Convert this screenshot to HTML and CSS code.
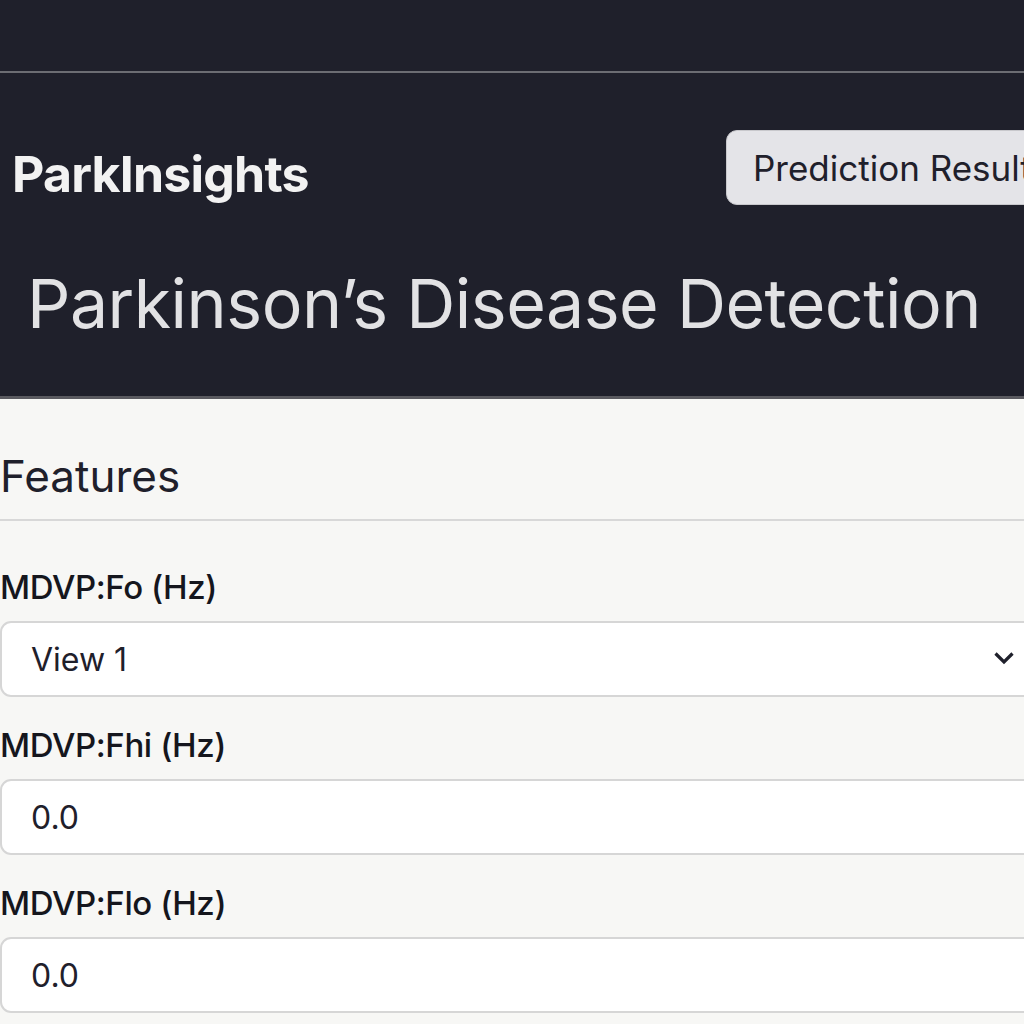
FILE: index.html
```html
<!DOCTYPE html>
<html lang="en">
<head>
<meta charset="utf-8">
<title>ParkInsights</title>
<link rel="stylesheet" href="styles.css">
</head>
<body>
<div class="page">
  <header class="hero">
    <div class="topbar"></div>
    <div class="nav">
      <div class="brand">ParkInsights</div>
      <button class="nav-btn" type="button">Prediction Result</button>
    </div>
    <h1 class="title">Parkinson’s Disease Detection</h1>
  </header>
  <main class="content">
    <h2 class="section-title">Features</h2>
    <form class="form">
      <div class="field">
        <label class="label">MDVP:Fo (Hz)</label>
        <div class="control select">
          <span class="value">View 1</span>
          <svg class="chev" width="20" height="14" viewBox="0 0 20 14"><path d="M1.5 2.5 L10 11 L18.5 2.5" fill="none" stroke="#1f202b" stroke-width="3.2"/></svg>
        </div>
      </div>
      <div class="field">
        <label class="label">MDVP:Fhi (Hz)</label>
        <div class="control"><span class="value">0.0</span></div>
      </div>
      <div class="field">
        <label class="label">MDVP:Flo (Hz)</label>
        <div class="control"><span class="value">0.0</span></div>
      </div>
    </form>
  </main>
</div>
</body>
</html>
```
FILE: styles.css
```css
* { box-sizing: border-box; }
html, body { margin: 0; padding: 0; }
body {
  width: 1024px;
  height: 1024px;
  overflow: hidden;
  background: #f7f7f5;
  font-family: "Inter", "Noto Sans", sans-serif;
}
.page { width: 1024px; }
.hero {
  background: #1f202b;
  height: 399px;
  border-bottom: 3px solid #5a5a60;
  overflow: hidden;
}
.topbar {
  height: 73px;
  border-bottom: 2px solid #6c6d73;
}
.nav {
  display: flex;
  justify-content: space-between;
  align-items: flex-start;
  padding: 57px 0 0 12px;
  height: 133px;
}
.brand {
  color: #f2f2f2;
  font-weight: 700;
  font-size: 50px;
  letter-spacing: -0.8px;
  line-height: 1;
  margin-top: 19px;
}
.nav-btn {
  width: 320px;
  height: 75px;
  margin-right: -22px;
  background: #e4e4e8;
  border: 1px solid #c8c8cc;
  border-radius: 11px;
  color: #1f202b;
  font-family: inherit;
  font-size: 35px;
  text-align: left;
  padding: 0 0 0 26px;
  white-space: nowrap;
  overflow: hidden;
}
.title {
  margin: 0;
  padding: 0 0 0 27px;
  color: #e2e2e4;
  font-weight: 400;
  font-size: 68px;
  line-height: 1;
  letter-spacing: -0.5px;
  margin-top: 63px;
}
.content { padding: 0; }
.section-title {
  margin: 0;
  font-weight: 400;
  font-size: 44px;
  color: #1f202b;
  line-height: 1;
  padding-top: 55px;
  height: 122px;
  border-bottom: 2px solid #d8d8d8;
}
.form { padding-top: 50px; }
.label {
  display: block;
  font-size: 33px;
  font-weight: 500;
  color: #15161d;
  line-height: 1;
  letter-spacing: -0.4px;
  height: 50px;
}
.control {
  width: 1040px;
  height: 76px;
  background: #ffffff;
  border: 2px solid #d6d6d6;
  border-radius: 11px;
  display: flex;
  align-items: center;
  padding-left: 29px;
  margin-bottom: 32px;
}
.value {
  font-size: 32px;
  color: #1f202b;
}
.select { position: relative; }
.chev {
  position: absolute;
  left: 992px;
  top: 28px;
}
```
* * * *
> [Directive] Your copy of the data above should match it exactly, except that pictures are left out.

> [Written solution]
Convert this screenshot to HTML and CSS code.
FILE: index.html
```html
<!DOCTYPE html>
<html lang="en">
<head>
<meta charset="utf-8">
<title>ParkInsights</title>
<link rel="stylesheet" href="styles.css">
</head>
<body>
<div class="page">
  <header class="hero">
    <div class="topbar"></div>
    <div class="nav">
      <div class="brand">ParkInsights</div>
      <button class="nav-btn" type="button">Prediction Result</button>
    </div>
    <h1 class="title">Parkinson’s Disease Detection</h1>
  </header>
  <main class="content">
    <h2 class="section-title">Features</h2>
    <form class="form">
      <div class="field">
        <label class="label">MDVP:Fo (Hz)</label>
        <div class="control select">
          <span class="value">View 1</span>
          <svg class="chev" width="20" height="14" viewBox="0 0 20 14"><path d="M1.5 2.5 L10 11 L18.5 2.5" fill="none" stroke="#1f202b" stroke-width="3.2"/></svg>
        </div>
      </div>
      <div class="field">
        <label class="label">MDVP:Fhi (Hz)</label>
        <div class="control"><span class="value">0.0</span></div>
      </div>
      <div class="field">
        <label class="label">MDVP:Flo (Hz)</label>
        <div class="control"><span class="value">0.0</span></div>
      </div>
    </form>
  </main>
</div>
</body>
</html>
```
FILE: styles.css
```css
* { box-sizing: border-box; }
html, body { margin: 0; padding: 0; }
body {
  width: 1024px;
  height: 1024px;
  overflow: hidden;
  background: #f7f7f5;
  font-family: "Inter", "Noto Sans", sans-serif;
}
.page { width: 1024px; }
.hero {
  background: #1f202b;
  height: 399px;
  border-bottom: 3px solid #5a5a60;
  overflow: hidden;
}
.topbar {
  height: 73px;
  border-bottom: 2px solid #6c6d73;
}
.nav {
  display: flex;
  justify-content: space-between;
  align-items: flex-start;
  padding: 57px 0 0 12px;
  height: 133px;
}
.brand {
  color: #f2f2f2;
  font-weight: 700;
  font-size: 50px;
  letter-spacing: -0.8px;
  line-height: 1;
  margin-top: 19px;
}
.nav-btn {
  width: 320px;
  height: 75px;
  margin-right: -22px;
  background: #e4e4e8;
  border: 1px solid #c8c8cc;
  border-radius: 11px;
  color: #1f202b;
  font-family: inherit;
  font-size: 35px;
  text-align: left;
  padding: 0 0 0 26px;
  white-space: nowrap;
  overflow: hidden;
}
.title {
  margin: 0;
  padding: 0 0 0 27px;
  color: #e2e2e4;
  font-weight: 400;
  font-size: 68px;
  line-height: 1;
  letter-spacing: -0.5px;
  margin-top: 63px;
}
.content { padding: 0; }
.section-title {
  margin: 0;
  font-weight: 400;
  font-size: 44px;
  color: #1f202b;
  line-height: 1;
  padding-top: 55px;
  height: 122px;
  border-bottom: 2px solid #d8d8d8;
}
.form { padding-top: 50px; }
.label {
  display: block;
  font-size: 33px;
  font-weight: 500;
  color: #15161d;
  line-height: 1;
  letter-spacing: -0.4px;
  height: 50px;
}
.control {
  width: 1040px;
  height: 76px;
  background: #ffffff;
  border: 2px solid #d6d6d6;
  border-radius: 11px;
  display: flex;
  align-items: center;
  padding-left: 29px;
  margin-bottom: 32px;
}
.value {
  font-size: 32px;
  color: #1f202b;
}
.select { position: relative; }
.chev {
  position: absolute;
  left: 992px;
  top: 28px;
}
```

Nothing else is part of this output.